About 80% of income tax payers earn under £32,000 yet the income tax they pay contributes just 8% of government revenue.  Abolishing income tax for lower earners could give up to 15% pay rise for 25 million people and inject £55 billion into the economy, increasing demand, encouraging growth and boosting jobs. The effect would be gradual as many in this group are currently having their wages topped up by welfare benefits. As take home pay increased, benefit eligibility would go down, reducing welfare spending while still ensuring that all families received what they need. This could be followed up with reducing or abolishing employee National Insurance (and later for employers) which would return even more funds to those that earned it, creating even more opportunity to spend, save and acquire assets that appreciate in value, a benefit previously denied to them.

Government talks about cutting budgets when it is not considering the other sources of income that could be raised to maintain and indeed expand those services.  If the government was a business, it should be seeking new markets for revenue rather than cutting back on expenditure and reducing supply (of services).
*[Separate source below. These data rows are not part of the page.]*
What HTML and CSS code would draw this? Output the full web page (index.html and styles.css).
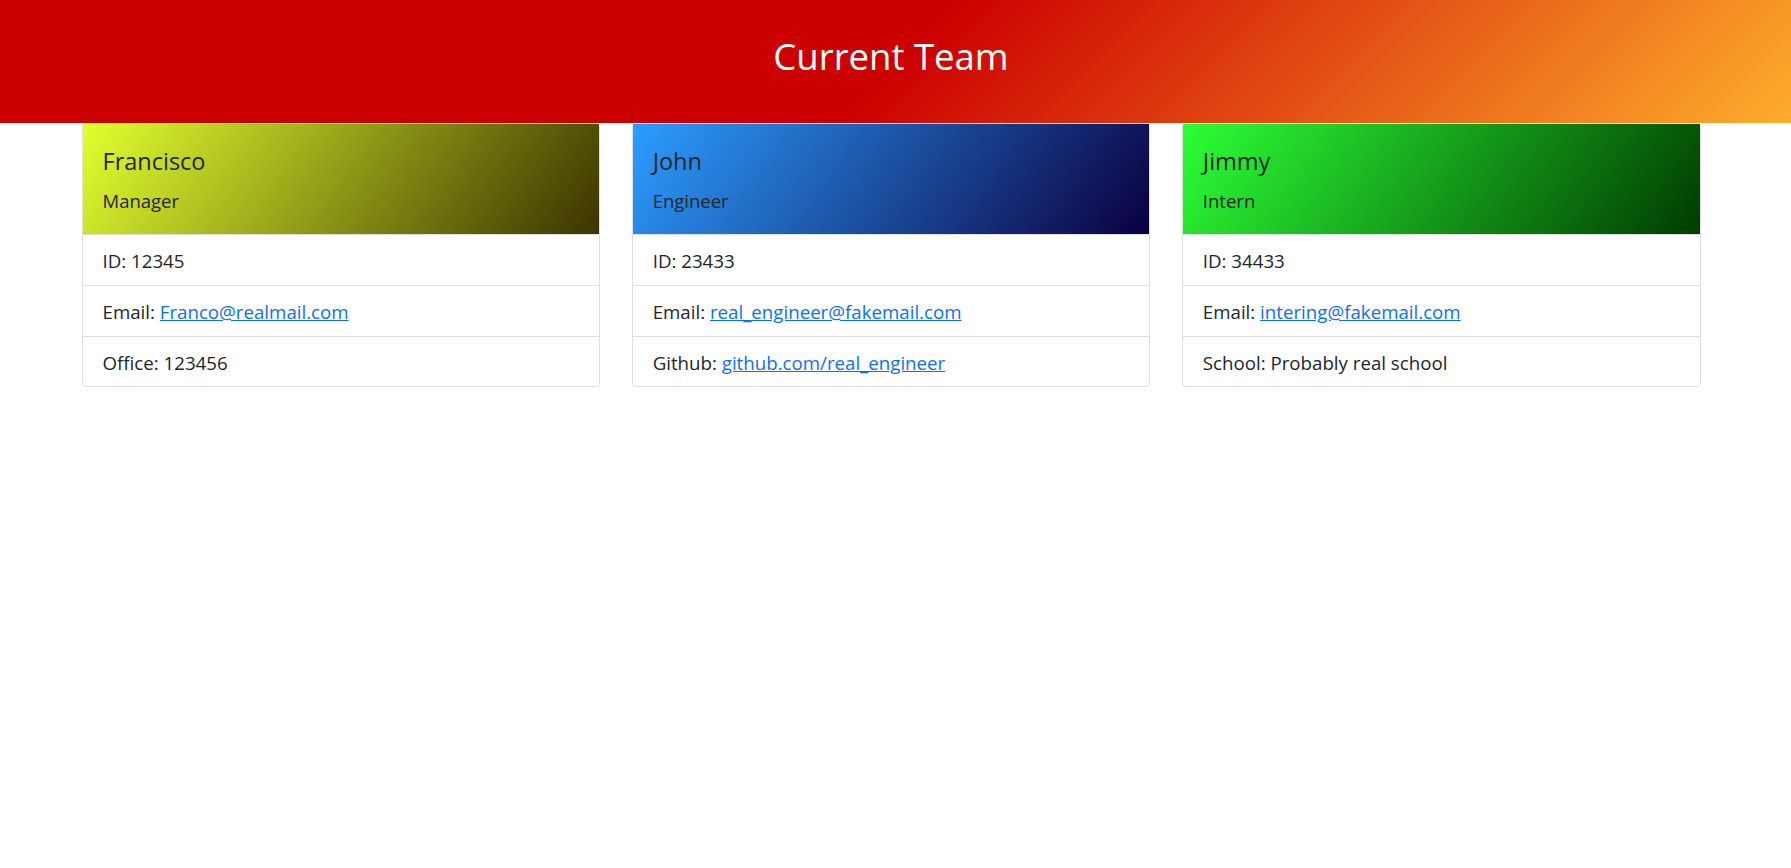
FILE: index.html
```html
<!DOCTYPE html>
<html lang="en">
<head>
<meta charset="utf-8">
<title>Current Team</title>
<link rel="stylesheet" href="styles.css">
</head>
<body>
<header class="top">
  <h1 class="top-title">Current Team</h1>
</header>
<main class="team">
  <section class="card">
    <div class="card-head manager">
      <h2 class="name">Francisco</h2>
      <h3 class="role">Manager</h3>
    </div>
    <ul class="rows">
      <li class="row">ID: 12345</li>
      <li class="row">Email: <a href="#">Franco@realmail.com</a></li>
      <li class="row">Office: 123456</li>
    </ul>
  </section>
  <section class="card">
    <div class="card-head engineer">
      <h2 class="name">John</h2>
      <h3 class="role">Engineer</h3>
    </div>
    <ul class="rows">
      <li class="row">ID: 23433</li>
      <li class="row">Email: <a href="#">real_engineer@fakemail.com</a></li>
      <li class="row">Github: <a href="#">github.com/real_engineer</a></li>
    </ul>
  </section>
  <section class="card">
    <div class="card-head intern">
      <h2 class="name">Jimmy</h2>
      <h3 class="role">Intern</h3>
    </div>
    <ul class="rows">
      <li class="row">ID: 34433</li>
      <li class="row">Email: <a href="#">intering@fakemail.com</a></li>
      <li class="row">School: Probably real school</li>
    </ul>
  </section>
</main>
</body>
</html>
```

FILE: styles.css
```css
* { box-sizing: border-box; }

body {
  margin: 0;
  font-family: "Open Sans", "Noto Sans", sans-serif;
  color: #212529;
  background: #fff;
}

.top {
  height: 123px;
  padding: 34px 9px 0 0;
  background: linear-gradient(135deg, #cc0000 50%, #fdad2c 100%);
  text-align: center;
}

.top-title {
  margin: 0;
  font-size: 36.5px;
  line-height: 44px;
  font-weight: 400;
  color: #fff;
}

.team {
  display: grid;
  grid-template-columns: repeat(3, 1fr);
  gap: 31.5px;
  width: 1619px;
  margin-left: 81.5px;
}

.card {
  border: 1px solid #dfdfdf;
  border-radius: 4px;
  background: #fff;
}

.card-head {
  padding: 23px 20px 22px;
}

.manager { background: linear-gradient(125deg, #e2ff2e, #3b3400); }
.engineer { background: linear-gradient(125deg, #2c9dff, #0b003f); }
.intern { background: linear-gradient(125deg, #2cff36, #003c00); }

.name {
  margin: 0 0 15px;
  font-size: 23.5px;
  line-height: 28px;
  font-weight: 400;
}

.role {
  margin: 0;
  font-size: 18.5px;
  line-height: 22px;
  font-weight: 400;
}

.rows {
  list-style: none;
  margin: 0;
  padding: 0;
}

.row {
  border-top: 1px solid #dfdfdf;
  padding: 13px 20px 11px;
  font-size: 18.7px;
  line-height: 26px;
}

.row:last-child {
  padding-bottom: 10px;
}

.row a {
  color: #0d6efd;
  text-decoration: underline;
}
```
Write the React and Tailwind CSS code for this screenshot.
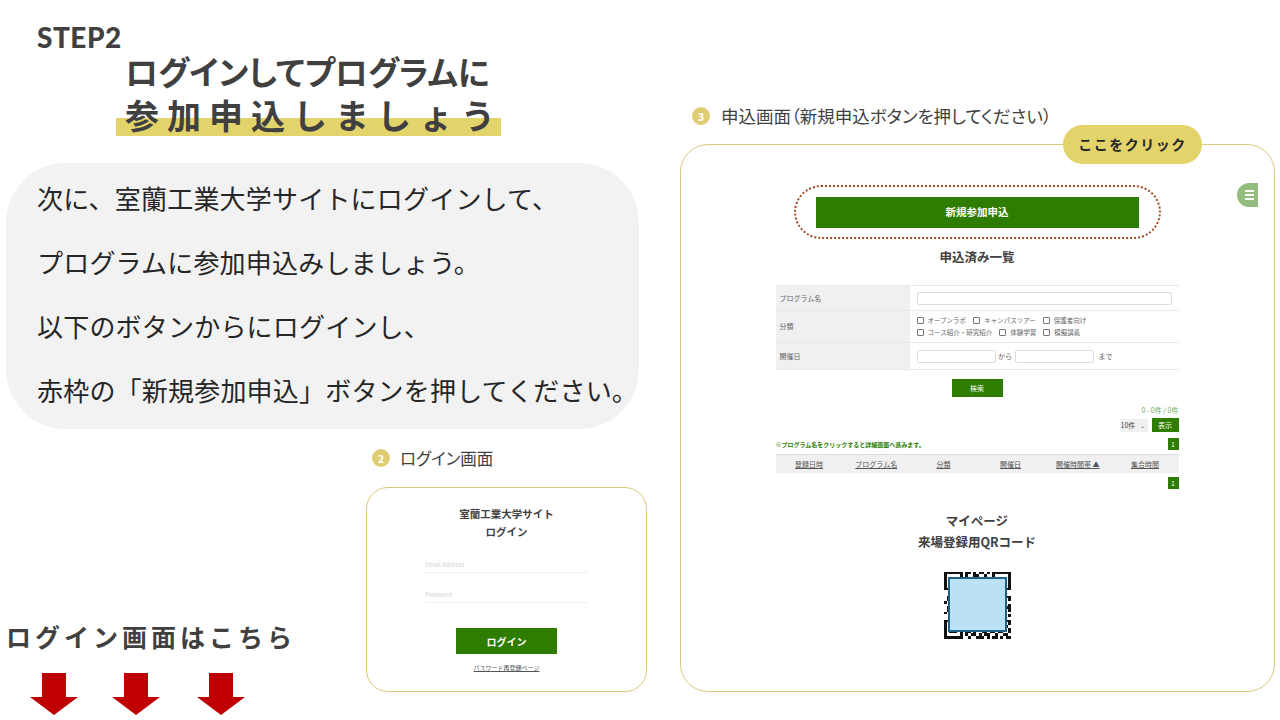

One source of alternative revenue is from those that already own substantial assets. Government revenue could be replenished by a greater contribution from those that had accumulated the assets we all helped to create. This could be achieved with a small tax based on a percentage of wealth assets, as wealth by definition means you already have enough to live on. This is a socially just approach, not merely based on the ability to pay but also on the moral grounds that we are all the wealth creators but our system allows wealth to be accumulated only by the few. A simple tax on wealth of 1.5% on assets of over £2 million would do it. There is a very strong business case for the wealthy to invest more in the national agenda rather than their personal agenda. A well educated, healthy people with an efficient and modern infrastructure is a very strong basis for a wealthy nation with opportunity for all, not just the few.

By generating government revenue from wealth instead of income, we could take a major step toward minimising economic inequality. The problem, of course, is that our political leaders are not bold enough to say that those with substantial accumulated wealth should contribute more and how it could be achieved.

So an effective assault on poverty will only deliver when our government has a clear strategy and is truly committed to a practical plan of action, not just a conference sound bite.